Como resultado, o prejuízo subiu 4,5%, para 35,2 milhões de reais. Com esses números, a margem operacional (Ebitda) fechou mais um trimestre no negativo: -1,9%. “Eles cresceram quase 30%, mas perderam EBITDA. Estão queimando margem para expander negócios como a Zattini (o e-commerce de moda). Não dá para crescer e perder EBITDA, o mercado não entende. A essa altura do campeonato é esperado que eles consigam expandir os dois indicadores”, diz um analista.

Os resultados decepcionaram o mercado também por reverter uma tendência do primeiro trimestre, que havia mostrado melhora nos principais indicadores. O prejuízo caiu 38% de janeiro a março, para 37,7 milhões de reais, enquanto o volume de vendas totalizou 531,2 milhões de reais – alta de 20,6% na comparação anual. Após a divulgação dos números do primeiro trimestre as ações da companhia subiram e alcançaram um valor 48% maior do que o do IPO. Os números do segundo trimestre, entretanto, mostram que a situação da empresa continua volátil. Hoje a empresa vale 23% a menos que na abertura de capital, com ações cotadas a 14,66 dólares.

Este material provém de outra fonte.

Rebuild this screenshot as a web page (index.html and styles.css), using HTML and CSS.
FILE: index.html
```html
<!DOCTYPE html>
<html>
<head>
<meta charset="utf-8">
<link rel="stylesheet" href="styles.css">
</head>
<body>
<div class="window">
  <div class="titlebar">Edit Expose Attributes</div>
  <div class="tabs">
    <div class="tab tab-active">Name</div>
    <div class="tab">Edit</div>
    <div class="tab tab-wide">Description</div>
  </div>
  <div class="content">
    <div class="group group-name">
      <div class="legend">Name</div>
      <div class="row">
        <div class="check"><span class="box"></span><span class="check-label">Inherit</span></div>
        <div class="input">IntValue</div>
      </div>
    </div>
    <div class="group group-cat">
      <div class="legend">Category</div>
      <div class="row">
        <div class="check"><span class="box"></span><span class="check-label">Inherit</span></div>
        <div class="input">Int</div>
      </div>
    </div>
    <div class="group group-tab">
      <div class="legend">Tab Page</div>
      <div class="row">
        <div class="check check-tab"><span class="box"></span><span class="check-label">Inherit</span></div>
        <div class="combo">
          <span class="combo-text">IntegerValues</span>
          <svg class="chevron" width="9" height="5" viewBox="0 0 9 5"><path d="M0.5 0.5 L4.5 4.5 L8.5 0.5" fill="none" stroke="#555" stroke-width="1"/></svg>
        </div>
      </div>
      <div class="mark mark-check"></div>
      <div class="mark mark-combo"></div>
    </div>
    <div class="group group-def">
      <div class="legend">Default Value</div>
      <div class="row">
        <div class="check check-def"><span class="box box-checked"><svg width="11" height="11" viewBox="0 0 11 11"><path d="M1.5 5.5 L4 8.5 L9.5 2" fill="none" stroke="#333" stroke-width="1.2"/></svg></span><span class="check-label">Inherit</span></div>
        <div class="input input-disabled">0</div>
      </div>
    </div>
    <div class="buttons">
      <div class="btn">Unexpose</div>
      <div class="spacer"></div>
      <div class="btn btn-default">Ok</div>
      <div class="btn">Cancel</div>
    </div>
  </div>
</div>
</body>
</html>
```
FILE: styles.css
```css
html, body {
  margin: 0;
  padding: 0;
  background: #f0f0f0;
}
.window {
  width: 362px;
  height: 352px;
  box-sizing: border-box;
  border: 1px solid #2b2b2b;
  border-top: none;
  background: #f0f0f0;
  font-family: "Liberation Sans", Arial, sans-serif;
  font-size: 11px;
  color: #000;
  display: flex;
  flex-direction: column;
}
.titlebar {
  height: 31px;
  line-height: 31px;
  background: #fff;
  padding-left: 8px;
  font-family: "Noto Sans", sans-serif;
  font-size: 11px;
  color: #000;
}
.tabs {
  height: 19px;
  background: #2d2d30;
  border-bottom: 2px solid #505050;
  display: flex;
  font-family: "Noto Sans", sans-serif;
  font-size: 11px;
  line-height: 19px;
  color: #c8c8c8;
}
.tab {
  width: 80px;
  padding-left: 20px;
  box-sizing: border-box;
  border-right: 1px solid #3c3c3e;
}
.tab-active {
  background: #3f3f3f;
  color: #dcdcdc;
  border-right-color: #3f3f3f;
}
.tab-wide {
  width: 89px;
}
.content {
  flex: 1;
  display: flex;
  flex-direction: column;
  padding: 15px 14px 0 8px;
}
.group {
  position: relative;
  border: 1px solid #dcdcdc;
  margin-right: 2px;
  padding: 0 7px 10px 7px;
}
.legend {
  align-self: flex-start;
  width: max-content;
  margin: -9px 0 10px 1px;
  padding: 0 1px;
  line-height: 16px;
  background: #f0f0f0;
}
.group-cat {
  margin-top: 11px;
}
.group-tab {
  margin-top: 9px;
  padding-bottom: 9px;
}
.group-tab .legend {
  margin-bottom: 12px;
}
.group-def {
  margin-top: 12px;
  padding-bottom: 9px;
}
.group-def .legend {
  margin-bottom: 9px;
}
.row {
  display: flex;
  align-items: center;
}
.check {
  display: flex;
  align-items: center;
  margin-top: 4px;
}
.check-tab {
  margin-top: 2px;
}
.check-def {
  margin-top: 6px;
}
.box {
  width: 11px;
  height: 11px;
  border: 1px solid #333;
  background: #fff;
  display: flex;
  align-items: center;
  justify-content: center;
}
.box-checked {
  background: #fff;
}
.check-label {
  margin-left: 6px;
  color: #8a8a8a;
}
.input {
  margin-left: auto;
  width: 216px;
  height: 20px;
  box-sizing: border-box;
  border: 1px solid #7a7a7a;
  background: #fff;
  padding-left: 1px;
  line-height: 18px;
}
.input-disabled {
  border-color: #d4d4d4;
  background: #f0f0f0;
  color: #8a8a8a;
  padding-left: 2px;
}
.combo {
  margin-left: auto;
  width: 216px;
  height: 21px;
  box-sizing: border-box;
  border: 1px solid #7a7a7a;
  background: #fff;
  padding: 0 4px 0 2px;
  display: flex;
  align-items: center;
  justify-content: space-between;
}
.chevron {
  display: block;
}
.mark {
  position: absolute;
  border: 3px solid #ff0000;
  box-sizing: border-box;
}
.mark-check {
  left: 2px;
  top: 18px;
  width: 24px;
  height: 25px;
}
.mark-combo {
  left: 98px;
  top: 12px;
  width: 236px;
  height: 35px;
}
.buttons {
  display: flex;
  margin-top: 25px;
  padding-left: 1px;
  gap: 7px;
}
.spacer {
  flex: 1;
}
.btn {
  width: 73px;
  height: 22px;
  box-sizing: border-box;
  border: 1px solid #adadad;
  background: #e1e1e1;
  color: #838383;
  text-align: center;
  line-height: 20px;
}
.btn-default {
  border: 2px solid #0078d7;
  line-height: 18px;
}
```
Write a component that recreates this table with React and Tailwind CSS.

Otavio Lyra, diretor de relações institucionais da Netshoes afirma que a queda observada nos papéis foi influenciada por uma forte oscilação “das companhias listadas nos Estados Unidos”. “Temos a convicção que a forte aderência dos resultados à nossa estratégia de longo prazo criará valor no futuro para todos os nossos stakeholders”, disse Lyra, em entrevista por e-mail.

O sobe e desce das ações da novata, no entanto, acontece em um dos períodos de menor volatilidade na história das bolsas americanas – que estão próximas de seus patamares recordes. Além disso, o cenário é ainda melhor para as empresas de tecnologia. As gigantes Facebook, Amazon, Apple, Netflix, Alphabet e Microsoft têm sido as preferidas dos investidores, por continuarem apresentando melhora em seus números trimestre após trimestre. Segundo relatório do banco Goldman Sachs de junho, o grupo de ações conhecido como FAAMG (Facebook, Amazon, Apple, Microsoft e Google) foi responsável por 40% de toda a alta do índice americano S&P 500 neste ano.

“A empresa precisa ser mais ágil. Precisa entrar em outros segmentos do e-commerce, comprando outras empresas. O mercado está punindo porque exige mais velocidade, resultados mais rápidos”, diz Paulo Humberg, sócio da companhia de investimentos em internet A5. Partir para aquisições seria uma mudança na estratégia da empresa, que sempre focou no crescimento orgânico. A única aquisição feita em seus 17 anos foi da empresa de calçados Shoestock, que havia fechado todas as suas lojas, no início do ano passado.

Atualmente a Netshoes está negociando a compra da concorrente Dafiti, conforme noticiou a coluna Primeiro Lugar da revista EXAME. Além de artigos esportivos, a Dafiti vende roupas e utensílios para casa. Seria um complemento tanto para a marca Netshoes quanto para o seu e-commerce de moda Zattini, lançado no fim de 2014. As vendas da Zattini também desaceleraram. As vendas da marca cresceram 64% no segundo trimestre (na comparação anual), após o crescimento de 98% no primeiro trimestre. Procurada sobre a compra da Dafiti, a Netshoes afirma apenas que “não comenta rumores do mercado”.

A Netshoes tem focado em expandir seu site na Argentina e no México. No primeiro semestre do ano, essas operações representaram 11% das vendas totais do grupo, no valor de 94,52 milhões de reais. O objetivo da empresa agora é levar também sua marca Zattini para o exterior.

Em entrevista a EXAME logo após a abertura de capital, Kumruian afirmou que a tolerância dos investidores com uma empresa que ainda não dá lucro foi um motivo para ter escolhido a Bolsa de Nova York. “Temos de ter paciência”, afirmou Kumruian. O lucro continua distante no horizonte da Netshoes, mas a companhia precisa convencer os investidores que tem uma boa estratégia para chegar até ele. Haja paciência.